Last Thursday’s post-play discussion featured Nehrwr Abdul-Wahid, a Twin Cities consultant who tries to bridge the Muslim-American cultural gap through the locally based Islamic Resource Group. He told the crowd about his conversion to Islam at 15 and his international travels as an ambassador for his faith.

“We all have many layers to our identity, and how we identify at the moment depends on the circumstances,” he said. For example, he once asked members of an all-female group to describe themselves. None listed her gender. That would have been different if the group had included men, he said.

But in an atmosphere of fear or loathing, people may not be able to choose the identities that they put forward, Abdul-Wahid intimated. Amir may be a corporate lawyer. He may live in fancy digs with a white wife. But the background he thought he left behind may be the first thing people see.

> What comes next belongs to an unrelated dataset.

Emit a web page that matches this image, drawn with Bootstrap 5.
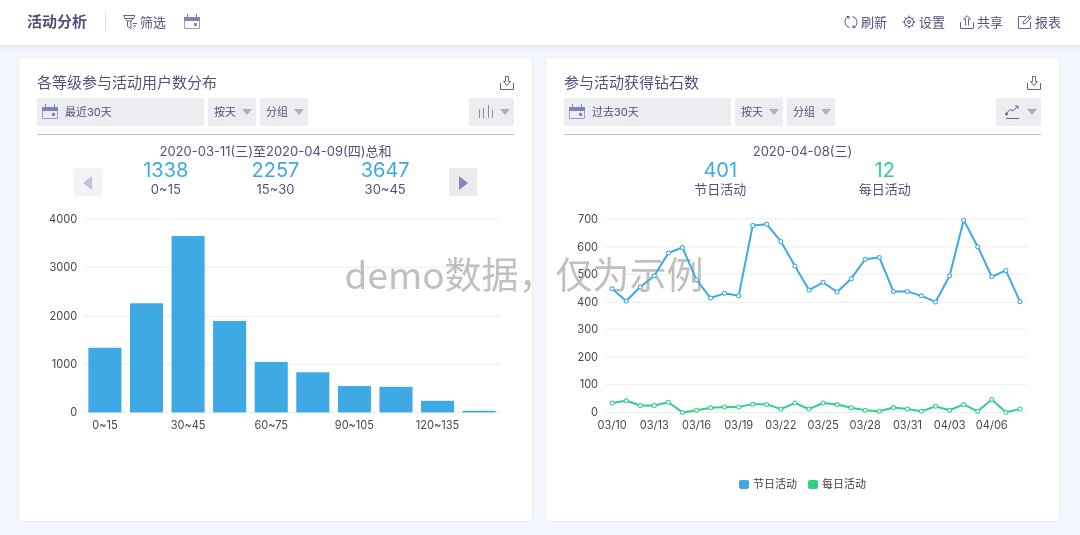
<!DOCTYPE html>
<html lang="zh-CN">
<head>
<meta charset="utf-8">
<meta name="viewport" content="width=device-width, initial-scale=1">
<title>活动分析</title>
<link rel="stylesheet" href="https://cdn.jsdelivr.net/npm/bootstrap@5.3.0/dist/css/bootstrap.min.css">
<style>
  :root { --ink: #51517d; --sky: #3fa9e3; --mint: #2fd283; --chip: #ecedf1; }
  body { background: #f3f6fe; color: var(--ink); font-family: Inter, "Noto Sans CJK SC", sans-serif; font-size: 13px; line-height: 20px; }
  button, select { color: inherit; font: inherit; border: 0; }
  svg { flex: none; }
  .topbar { height: 45px; padding: 0 19px 2px 27px; background: #fff; box-shadow: 0 1px 6px rgba(90, 100, 150, .16); }
  .topbar h1 { font-size: 15px; line-height: 20px; font-weight: 700; }
  .divider { width: 1px; height: 19px; margin: 0 17px 0 18px; background: #dcdce2; }
  .tool { display: inline-flex; align-items: center; gap: 3px; padding: 0; background: none; }
  .actions { gap: 15px; }
  .tools { gap: 18px; }
  .board { padding: 12px 20px 12px 18px; }
  .board > .row { --bs-gutter-x: 12px; --bs-gutter-y: 12px; }
  .panel { --bs-card-border-color: #ebeef6; --bs-card-border-radius: 2px; --bs-card-color: var(--ink); padding: 15px 18px 29px; }
  .panel h2 { font-size: 15px; line-height: 20px; font-weight: 400; }
  .filters { gap: 4px; margin-top: 5px; padding-bottom: 8px; border-bottom: 1px solid #bfbfc3; font-size: 11px; }
  .chip { height: 28px; border-radius: 2px; background-color: var(--chip); }
  .range { flex: 0 1 167px; display: flex; align-items: center; gap: 7px; padding: 0 5px; }
  .pick { width: 48px; padding: 0 0 0 6px; appearance: none; background-repeat: no-repeat; background-position: right 4px center;
    background-image: url("data:image/svg+xml,%3Csvg xmlns='http://www.w3.org/2000/svg' width='10' height='6'%3E%3Cpath d='M0 0h10L5 6z' fill='%23b0b0b5'/%3E%3C/svg%3E"); }
  .kind { width: 45px; display: flex; align-items: center; justify-content: space-between; padding: 0 4px 0 8px; }
  .summary { padding: 6px 37px 0; }
  .figures { padding: 0 9px; }
  .figures.inset { padding: 0 37px; }
  .figure-value { font-size: 20px; line-height: 18px; color: var(--sky); }
  .figure-value.mint { color: var(--mint); }
  .step { width: 28px; height: 28px; padding: 0; margin-top: 7px; border-radius: 2px; background: #ebebee; }
  .step:disabled { opacity: .5; }
  .chart { display: block; width: 100%; margin-top: 6px; font-size: 11px; }
  .chart text { fill: #48484d; }
  .legend-row { margin-top: 41px; gap: 11px; font-size: 11px; line-height: 16px; color: #3f3f44; }
  .swatch { width: 10px; height: 9px; border-radius: 2px; background: var(--sky); }
  .swatch.mint { background: var(--mint); }
  .watermark { position: absolute; left: 0; right: 32px; top: 246px; text-align: center; font: 400 37px/54px "Noto Sans CJK SC", sans-serif; color: #c0c0c0; mix-blend-mode: darken; pointer-events: none; white-space: nowrap; }
</style>
</head>
<body>
<svg width="0" height="0" class="position-absolute" aria-hidden="true">
  <symbol id="calendar" viewBox="0 0 16 16"><path d="M.5 6v8.500h15V6" fill="none" stroke="#9a9dc6"/><path d="M0 3h16v4H0z" fill="#8084b5"/><path d="M3.500 0v4M12.500 0v4" stroke="#8084b5"/><path d="M10 9h3v3h-3z" fill="#8084b5"/></symbol>
  <symbol id="download" viewBox="0 0 14 14"><path d="M.5 7v6.500h13V7M5.500.5h3v5h2L7 9.500 3.500 5.500h2z" fill="none" stroke="#62628c"/></symbol>
</svg>

<header class="topbar d-flex align-items-center justify-content-between position-relative">
  <div class="d-flex align-items-center">
    <h1 class="m-0">活动分析</h1>
    <span class="divider"></span>
    <div class="tools d-flex">
      <button class="tool" type="button">
        <svg width="14" height="14" viewBox="0 0 14 14" fill="none" stroke="#62628c"><path d="M.7.5h11.100L10.500 3.500H2zM2 3.500 4.500 6h3.500l2.500-2.500M4.500 6v5.500L8 13.500V6M10 8.500h4M10 11h3M10 13.500h1"/></svg>筛选
      </button>
      <button class="tool" type="button" aria-label="日期"><svg width="16" height="16"><use href="#calendar"/></svg></button>
    </div>
  </div>
  <nav class="actions d-flex">
    <button class="tool" type="button"><svg width="14" height="14" viewBox="0 0 14 14" fill="none" stroke="#51517d"><path d="M5.500 12.500A5.600 5.600 0 0 1 4.500 1.800M2.500 1.500h2.500v2.500M8.500 1.500A5.600 5.600 0 0 1 9.500 12.200M11.500 12.500H9V10"/></svg>刷新</button>
    <button class="tool" type="button"><svg width="14" height="14" viewBox="0 0 14 14" fill="none" stroke="#51517d"><circle cx="7" cy="7" r="4.500"/><circle cx="7" cy="7" r="1.500"/><path d="M7 .5v2M7 11.500v2M.5 7h2M11.500 7h2M2.400 2.400l1.400 1.400M10.200 10.200l1.400 1.400M2.400 11.600l1.400-1.400M10.200 3.800l1.400-1.400"/></svg>设置</button>
    <button class="tool" type="button"><svg width="14" height="14" viewBox="0 0 14 14" fill="none" stroke="#62628c"><path d="M.5 7v6.500h13V7M5.500 10.500V4h-2L7 .7 10.500 4h-2v6.500"/></svg>共享</button>
    <button class="tool" type="button"><svg width="14" height="14" viewBox="0 0 14 14" fill="none" stroke="#62628c"><path d="M8 1.500H.5v12h12V7M5 9l.7-2.800L11.500.6l2 2-5.700 5.700zM10 2l2 2"/></svg>报表</button>
  </nav>
</header>

<main class="board">
  <div class="row">
    <section class="col-12 col-md-6">
      <div class="panel card h-100">
        <div class="d-flex align-items-center justify-content-between">
          <h2 class="m-0">各等级参与活动用户数分布</h2>
          <button class="tool" type="button" aria-label="下载"><svg width="14" height="14"><use href="#download"/></svg></button>
        </div>
        <div class="filters d-flex">
          <button class="chip range" type="button"><svg width="16" height="16"><use href="#calendar"/></svg>最近30天</button>
          <select class="chip pick" aria-label="时间粒度"><option>按天</option></select>
          <select class="chip pick" aria-label="分组"><option>分组</option></select>
          <button class="chip kind ms-auto" type="button" aria-label="柱状图">
            <svg width="16" height="14" viewBox="0 0 16 14" stroke="#8c8ea8"><path d="M2.500 4v9M6.500 3v10M11.500 0v13M15.500 5v8"/></svg>
            <svg width="10" height="6"><path d="M0 0h10L5 6z" fill="#b0b0b5"/></svg>
          </button>
        </div>
        <div class="summary text-center">
          <div>2020-03-11(三)至2020-04-09(四)总和</div>
          <div class="d-flex">
            <button class="step" type="button" aria-label="上一页" disabled><svg width="10" height="14"><path d="M9 0v14L0 7z" fill="#8488b8"/></svg></button>
            <div class="figures row g-0 flex-grow-1">
              <div class="col"><div class="figure-value">1338</div>0~15</div>
              <div class="col"><div class="figure-value">2257</div>15~30</div>
              <div class="col"><div class="figure-value">3647</div>30~45</div>
            </div>
            <button class="step" type="button" aria-label="下一页"><svg width="10" height="14"><path d="M1 0v14l9-7z" fill="#8488b8"/></svg></button>
          </div>
        </div>
        <svg class="chart" id="levels" viewBox="0 0 476 230" role="img" aria-label="各等级参与活动用户数分布"></svg>
      </div>
    </section>

    <section class="col-12 col-md-6">
      <div class="panel card h-100">
        <div class="d-flex align-items-center justify-content-between">
          <h2 class="m-0">参与活动获得钻石数</h2>
          <button class="tool" type="button" aria-label="下载"><svg width="14" height="14"><use href="#download"/></svg></button>
        </div>
        <div class="filters d-flex">
          <button class="chip range" type="button"><svg width="16" height="16"><use href="#calendar"/></svg>过去30天</button>
          <select class="chip pick" aria-label="时间粒度"><option>按天</option></select>
          <select class="chip pick" aria-label="分组"><option>分组</option></select>
          <button class="chip kind ms-auto" type="button" aria-label="折线图">
            <svg width="16" height="14" viewBox="0 0 16 14" fill="none" stroke="#62628c"><path d="M2 13.500h13M2 9l4-4.500 3 1.500 5-5M11 1h3v3"/><circle cx="2.500" cy="9" r="1" fill="#62628c"/></svg>
            <svg width="10" height="6"><path d="M0 0h10L5 6z" fill="#b0b0b5"/></svg>
          </button>
        </div>
        <div class="summary text-center">
          <div>2020-04-08(三)</div>
          <div class="figures inset row g-0">
            <div class="col"><div class="figure-value">401</div>节日活动</div>
            <div class="col"><div class="figure-value mint">12</div>每日活动</div>
          </div>
        </div>
        <svg class="chart" id="diamonds" viewBox="0 0 476 230" role="img" aria-label="参与活动获得钻石数"></svg>
        <div class="legend-row d-flex justify-content-center">
          <span class="d-flex align-items-center gap-1"><i class="swatch"></i>节日活动</span>
          <span class="d-flex align-items-center gap-1"><i class="swatch mint"></i>每日活动</span>
        </div>
      </div>
    </section>
  </div>
</main>
<div class="watermark">demo数据，仅为示例</div>

<script src="https://cdn.jsdelivr.net/npm/bootstrap@5.3.0/dist/js/bootstrap.bundle.min.js"></script>
<script>
  const TOP = 14, BASE = 207;

  function axes(left, right, max, step) {
    let out = '';
    for (let v = 0; v <= max; v += step) {
      const y = Math.round(BASE - v / max * (BASE - TOP));
      out += `<path d="M${left} ${y}H${right}" stroke="#ededf0"/><text x="${left - 7}" y="${y + 4}" text-anchor="end">${v}</text>`;
    }
    return out;
  }

  // Bars: number of users in each level range
  const users = [1338, 2257, 3647, 1890, 1045, 830, 545, 530, 240, 35];
  const ranges = ['0~15', '15~30', '30~45', '45~60', '60~75', '75~90', '90~105', '105~120', '120~135', '135~150'];
  let bars = axes(47, 462, 4000, 1000);
  users.forEach((n, i) => {
    const mid = 47 + 41.5 * (i + 0.5), h = n / 4000 * (BASE - TOP);
    bars += `<rect x="${mid - 16.5}" y="${BASE - h}" width="33" height="${h}" fill="#3fa9e3"/>`;
    if (i % 2 === 0) bars += `<text x="${mid}" y="224" text-anchor="middle">${ranges[i]}</text>`;
  });
  document.getElementById('levels').innerHTML = bars;

  // Lines: diamonds gained per day, from 10 March
  const festival = [448, 403, 454, 495, 577, 597, 480, 414, 431, 422, 677, 681, 619, 530, 443, 471, 436, 484, 554, 561, 438, 438, 422, 400, 495, 696, 600, 491, 514, 401];
  const daily = [34, 42, 25, 25, 37, 0, 8, 17, 20, 20, 30, 29, 12, 34, 12, 34, 29, 17, 8, 4, 18, 12, 4, 22, 8, 29, 4, 47, 1, 12];
  const band = 421 / 30;
  const midX = i => 41 + band * (i + 0.5);
  const series = (data, color) => {
    const pts = data.map((v, i) => [midX(i), BASE - v / 700 * (BASE - TOP)]);
    return `<polyline points="${pts.join(' ')}" fill="none" stroke="${color}" stroke-width="2" stroke-linejoin="round"/>` +
      pts.map(([x, y]) => `<circle cx="${x}" cy="${y}" r="2" fill="#fff" stroke="${color}"/>`).join('');
  };
  let lines = axes(41, 462, 700, 100);
  for (let i = 0; i < 30; i += 3) {
    const d = new Date(2020, 2, 10 + i);
    const label = [d.getMonth() + 1, d.getDate()].map(n => String(n).padStart(2, '0')).join('/');
    lines += `<text x="${midX(i)}" y="224" text-anchor="middle">${label}</text>`;
  }
  document.getElementById('diamonds').innerHTML = lines + series(festival, '#3fa9e3') + series(daily, '#2fd283');
</script>
</body>
</html>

“That’s what Amir discovers, and it’s part of what’s so shattering for him,” said Austene Van, who plays a colleague of Amir’s. “He has lived his life saying, ‘I am this.’ Now, the world is telling him, ‘No, you’re really this.’ ”

Abdul-Wahid said he welcomes “Disgraced” because it helps people see a Muslim-American character in a three-dimensional way even if he does some bad things. The play also helps theatergoers to empathize with a character who, in the political discourse, may be reduced to black-and-white.

“The arts are showing the humanity and justice that’s lacking in the political sphere,” Abdul-Wahid said.

The play’s director, Marcela Lorca, and Haj, whose staging of “South Pacific” is also playing the Guthrie now, will have a public discussion at 7:30 p.m. Monday about race, otherness and the contemporary resonances in both works.

Lorca, who also attended last Thursday’s talkback but did not speak, said her goal in staging “Disgraced” was to have it “sing a sincere song from the big stage to the audience.”

At least one of those at Thursday’s talkback thought Lorca was successful.

“It’s about time we had something so honest, so truthful,” said Delores Fridge, a retired ombudsman at Medtronic. “I applaud the theater and the actors for this great work.”